Re: [PATCH] (0/4) Entropy accounting fixes

Oliver Xymoron (oxymoron@waste.org)
Sun, 18 Aug 2002 00:53:48 -0500


On Sat, Aug 17, 2002 at 11:28:08PM -0600, Andreas Dilger wrote:
>
> Even so, I would agree with Linus in the thought that being "too
> paranoid" makes it basically useless. If you have people sniffing
> your network right next to the WAN side of your IPSec firewall with
> GHz network analyzers and crafting packets to corrupt your entropy
> pool, then chances are they could just as easily sniff the LAN side
> of your network and get the unencrypted data directly. The same
> holds true for keystroke logging (or spy camera) to capture your pass
> phrase instead of trying an incredibly difficult strategy to "influence"
> the generation of this huge key in advance.

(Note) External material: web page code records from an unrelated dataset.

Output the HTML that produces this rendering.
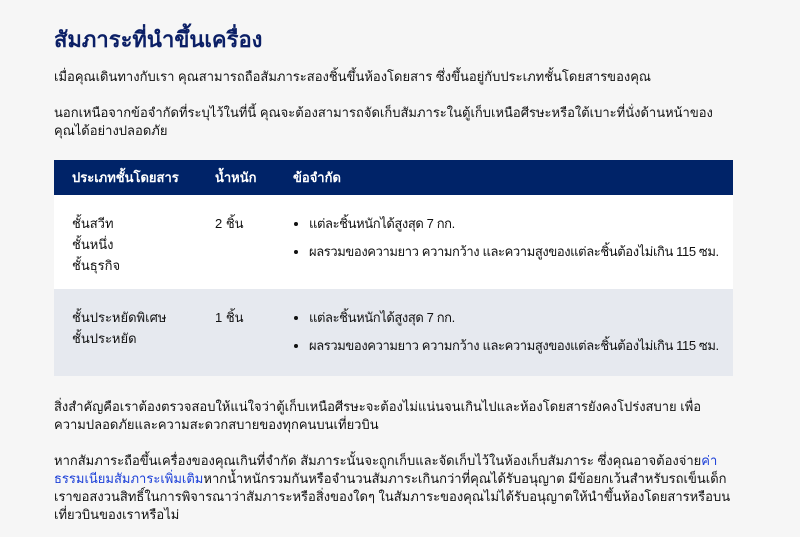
<!DOCTYPE html>
<html><head><meta charset="utf-8"><style>
body{margin:0;background:#f6f6f6;font-family:"Liberation Sans","DejaVu Sans","Noto Sans CJK SC",sans-serif;color:#111;font-size:13px;width:800px;height:537px;overflow:hidden}
.w{position:absolute;left:54px;width:690px}
h1{position:absolute;left:54px;top:22px;margin:0;font-size:22px;font-weight:bold;color:#0b1f66}
p{margin:0;line-height:18px}
table{position:absolute;left:54px;top:160px;width:679px;border-collapse:collapse}
th{background:#002368;color:#fff;text-align:left;font-weight:bold;height:35px;padding:0 0 0 18px;font-size:13px}
td{vertical-align:top;padding:18px 0 0 18px;line-height:21px}
tr.a td{background:#fff;height:76px}
tr.b td{background:#e6e9ef;height:69px}
ul{margin:0;padding-left:16px;white-space:nowrap;letter-spacing:-0.4px}
li{margin-bottom:7px}
a{color:#1b3fd8;text-decoration:none}
</style></head><body>
<h1>สัมภาระที่นำขึ้นเครื่อง</h1>
<p class="w" style="top:68px">เมื่อคุณเดินทางกับเรา คุณสามารถถือสัมภาระสองชิ้นขึ้นห้องโดยสาร ซึ่งขึ้นอยู่กับประเภทชั้นโดยสารของคุณ</p>
<p class="w" style="top:104px;width:665px">นอกเหนือจากข้อจำกัดที่ระบุไว้ในที่นี้ คุณจะต้องสามารถจัดเก็บสัมภาระในตู้เก็บเหนือศีรษะหรือใต้เบาะที่นั่งด้านหน้าของ คุณได้อย่างปลอดภัย</p>
<table>
<tr><th style="width:125px">ประเภทชั้นโดยสาร</th><th style="width:60px">น้ำหนัก</th><th>ข้อจำกัด</th></tr>
<tr class="a"><td>ชั้นสวีท<br>ชั้นหนึ่ง<br>ชั้นธุรกิจ</td><td>2 ชิ้น</td><td><ul><li>แต่ละชิ้นหนักได้สูงสุด 7 กก.</li><li>ผลรวมของความยาว ความกว้าง และความสูงของแต่ละชิ้นต้องไม่เกิน 115 ซม.</li></ul></td></tr>
<tr class="b"><td>ชั้นประหยัดพิเศษ<br>ชั้นประหยัด</td><td>1 ชิ้น</td><td><ul><li>แต่ละชิ้นหนักได้สูงสุด 7 กก.</li><li>ผลรวมของความยาว ความกว้าง และความสูงของแต่ละชิ้นต้องไม่เกิน 115 ซม.</li></ul></td></tr>
</table>
<p class="w" style="top:398px;width:665px">สิ่งสำคัญคือเราต้องตรวจสอบให้แน่ใจว่าตู้เก็บเหนือศีรษะจะต้องไม่แน่นจนเกินไปและห้องโดยสารยังคงโปร่งสบาย เพื่อความปลอดภัยและความสะดวกสบายของทุกคนบนเที่ยวบิน</p>
<p class="w" style="top:452px;width:700px">หากสัมภาระถือขึ้นเครื่องของคุณเกินที่จำกัด สัมภาระนั้นจะถูกเก็บและจัดเก็บไว้ในห้องเก็บสัมภาระ ซึ่งคุณอาจต้องจ่าย<a>ค่าธรรมเนียมสัมภาระเพิ่มเติม</a>หากน้ำหนักรวมกันหรือจำนวนสัมภาระเกินกว่าที่คุณได้รับอนุญาต มีข้อยกเว้นสำหรับรถเข็นเด็ก<br>เราขอสงวนสิทธิ์ในการพิจารณาว่าสัมภาระหรือสิ่งของใดๆ ในสัมภาระของคุณไม่ได้รับอนุญาตให้นำขึ้นห้องโดยสารหรือบน<br>เที่ยวบินของเราหรือไม่</p>
</body></html>
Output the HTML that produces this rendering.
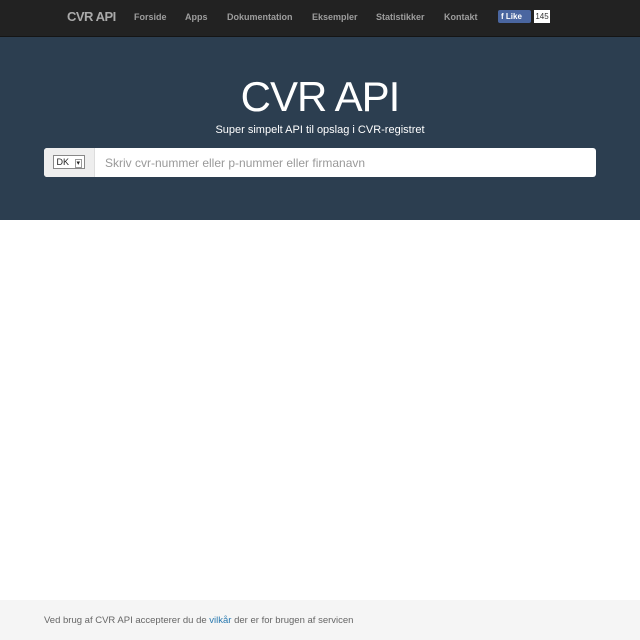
<!DOCTYPE html>
<html><head><meta charset="utf-8"><style>
body{margin:0;width:640px;height:640px;position:relative;font-family:"Liberation Sans",sans-serif;background:#fff;overflow:hidden}
.nav{position:absolute;top:0;left:0;width:640px;height:36px;background:#222;border-bottom:1px solid #151515}
.nav span{position:absolute;top:12px;font-size:9px;color:#9d9d9d;font-weight:bold}
.brand{font-size:13px!important;top:9px!important;color:#aaa!important;letter-spacing:-0.5px}
.hero{position:absolute;top:37px;left:0;width:640px;height:183px;background:#2c3e50;text-align:center;color:#fff}
h1{margin:0;position:absolute;top:36px;width:100%;font-weight:normal;font-size:42px;letter-spacing:-1px}
.sub{position:absolute;top:87px;width:100%;font-size:11px}
.search{position:absolute;left:44px;top:111px;width:552px;height:29px;background:#fff;border-radius:3px;text-align:left}
.add{position:absolute;left:0;top:0;width:50px;height:29px;background:#eee;border-right:1px solid #ddd;border-radius:3px 0 0 3px}
.sel{position:absolute;left:9px;top:7px;width:30px;height:12px;border:1px solid #888;background:#fff;font-size:9px;line-height:12px;color:#222}
.ph{position:absolute;left:61px;top:8px;font-size:12px;color:#999}
.foot{position:absolute;top:600px;left:0;width:640px;height:40px;background:#f5f5f5;font-size:9.5px;color:#666}
</style></head><body>
<div class="nav">
<span class="brand" style="left:67px">CVR API</span>
<span style="left:134px">Forside</span>
<span style="left:185px">Apps</span>
<span style="left:227px">Dokumentation</span>
<span style="left:312px">Eksempler</span>
<span style="left:376px">Statistikker</span>
<span style="left:444px">Kontakt</span>
<div style="position:absolute;left:498px;top:10px;width:33px;height:13px;background:#4a66a0;color:#fff;font-size:8px;font-weight:bold;line-height:13px;border-radius:2px"><span style="position:static;color:#fff;font-size:8px;padding-left:3px">f Like</span></div>
<div style="position:absolute;left:534px;top:10px;width:16px;height:13px;background:#fff;font-size:8px;line-height:13px;color:#333;text-align:center">145</div>
</div>
<div class="hero">
<h1>CVR API</h1>
<div class="sub">Super simpelt API til opslag i CVR-registret</div>
<div class="search"><div class="add"><div class="sel">&nbsp;DK <span style="font-size:7px;border:1px solid #999;padding:0 1px;margin-left:3px">▾</span></div></div><div class="ph">Skriv cvr-nummer eller p-nummer eller firmanavn</div></div>
</div>
<div class="foot"><div style="position:absolute;left:44px;top:15px">Ved brug af CVR API accepterer du de <span style="color:#2a7ab0">vilkår</span> der er for brugen af servicen</div></div>
</body></html>
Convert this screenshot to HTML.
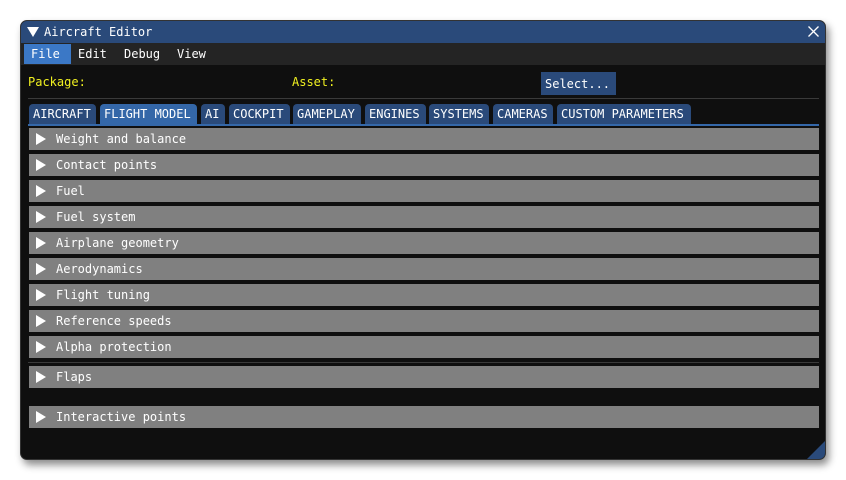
<!DOCTYPE html>
<html><head><style>
*{margin:0;padding:0;box-sizing:border-box}
body{width:846px;height:480px;background:#fff;position:relative;overflow:hidden;font-family:"DejaVu Sans Mono","Liberation Mono",monospace;font-size:12px;color:#fff}
.win{position:absolute;left:20px;top:20px;width:806px;height:440px;background:#0f0f0f;border-radius:7px;overflow:hidden;box-shadow:3px 5px 8px rgba(0,0,0,.45);border:1px solid #333}
.title{position:absolute;left:0;top:0;width:100%;height:22px;background:#2a4a7a;}
.title .t{position:absolute;left:23px;top:4px;font-size:12px}
.tri{position:absolute;left:6px;top:6px;width:0;height:0;border-left:6px solid transparent;border-right:6px solid transparent;border-top:10px solid #fff}
.menu{position:absolute;left:0;top:22px;width:100%;height:22px;background:#242424}
.menu span{position:absolute;top:4px}
.file{position:absolute;left:3px;top:1px;width:47px;height:20px;background:#3b78c6}
.y{color:#f0f020;position:absolute;top:54px}
.sel{position:absolute;left:520px;top:51px;width:75px;height:23px;background:#2a4a7a;padding:5px 4px}
.hr{position:absolute;left:7px;width:791px;height:1px;background:#3a3a3a}
.tab{position:absolute;top:83px;height:21px;background:#2a4a7a;border-radius:4px 4px 0 0;padding:3px 0 0 4px;white-space:nowrap}
.tab.a{background:#3467a8}
.tl{position:absolute;left:7px;top:103px;width:791px;height:1.5px;background:#3467a8}
.row{position:absolute;left:8px;width:790px;height:22px;background:#808080}
.row i{position:absolute;left:7px;top:5px;width:0;height:0;border-top:6px solid transparent;border-bottom:6px solid transparent;border-left:10px solid #fff}
.row span{position:absolute;left:27px;top:4px}
.grip{position:absolute;right:0;bottom:0;width:0;height:0;border-left:18px solid transparent;border-bottom:18px solid #2a4a7a}
</style></head><body>
<div class="win">
<div class="title"><div class="tri"></div><div class="t">Aircraft Editor</div>
<svg style="position:absolute;right:6px;top:5px" width="11" height="11"><path d="M0.5 0.5L10.5 10.5M10.5 0.5L0.5 10.5" stroke="#fff" stroke-width="1.3"/></svg></div>
<div class="menu"><div class="file"></div><span style="left:10px">File</span><span style="left:57px">Edit</span><span style="left:103px">Debug</span><span style="left:156px">View</span></div>
<div class="y" style="left:7px">Package:</div>
<div class="y" style="left:271px">Asset:</div>
<div class="sel">Select...</div>
<div class="hr" style="top:77px"></div>
<div class="tab" style="left:8px;width:67px">AIRCRAFT</div>
<div class="tab a" style="left:79px;width:97px">FLIGHT MODEL</div>
<div class="tab" style="left:180px;width:24px">AI</div>
<div class="tab" style="left:208px;width:61px">COCKPIT</div>
<div class="tab" style="left:272px;width:68px">GAMEPLAY</div>
<div class="tab" style="left:344px;width:61px">ENGINES</div>
<div class="tab" style="left:408px;width:60px">SYSTEMS</div>
<div class="tab" style="left:472px;width:60px">CAMERAS</div>
<div class="tab" style="left:536px;width:134px">CUSTOM PARAMETERS</div>
<div class="tl"></div>
<div class="row" style="top:107px"><i></i><span>Weight and balance</span></div>
<div class="row" style="top:133px"><i></i><span>Contact points</span></div>
<div class="row" style="top:159px"><i></i><span>Fuel</span></div>
<div class="row" style="top:185px"><i></i><span>Fuel system</span></div>
<div class="row" style="top:211px"><i></i><span>Airplane geometry</span></div>
<div class="row" style="top:237px"><i></i><span>Aerodynamics</span></div>
<div class="row" style="top:263px"><i></i><span>Flight tuning</span></div>
<div class="row" style="top:289px"><i></i><span>Reference speeds</span></div>
<div class="row" style="top:315px"><i></i><span>Alpha protection</span></div>
<div class="hr" style="top:341px"></div>
<div class="row" style="top:345px"><i></i><span>Flaps</span></div>
<div class="row" style="top:385px"><i></i><span>Interactive points</span></div>
<div class="grip"></div>
</div>
</body></html>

Actually, my attack model here assumes a hostile LAN. GHz WAN is
fairly uncommon.

This design comes from an entropy pool I made from scratch for another
system and fixed what I thought the deficits are in the Linux
model. Current Linux a) overestimates entropy b) can't incorporate
untrusted data c) doesn't sample from the network at all.

I think if I'd broken this up this way:

piece 1a: mix in untrusted data without accounting it
piece 1b: start sampling the network as untrusted data
piece 2a: clean up bogosity in entropy accounting

..no one would have objected.

> In the end, if you make it so hard to extract your secrets in a stealthy
> manner, they will just start with a few big guys and a rubber hose...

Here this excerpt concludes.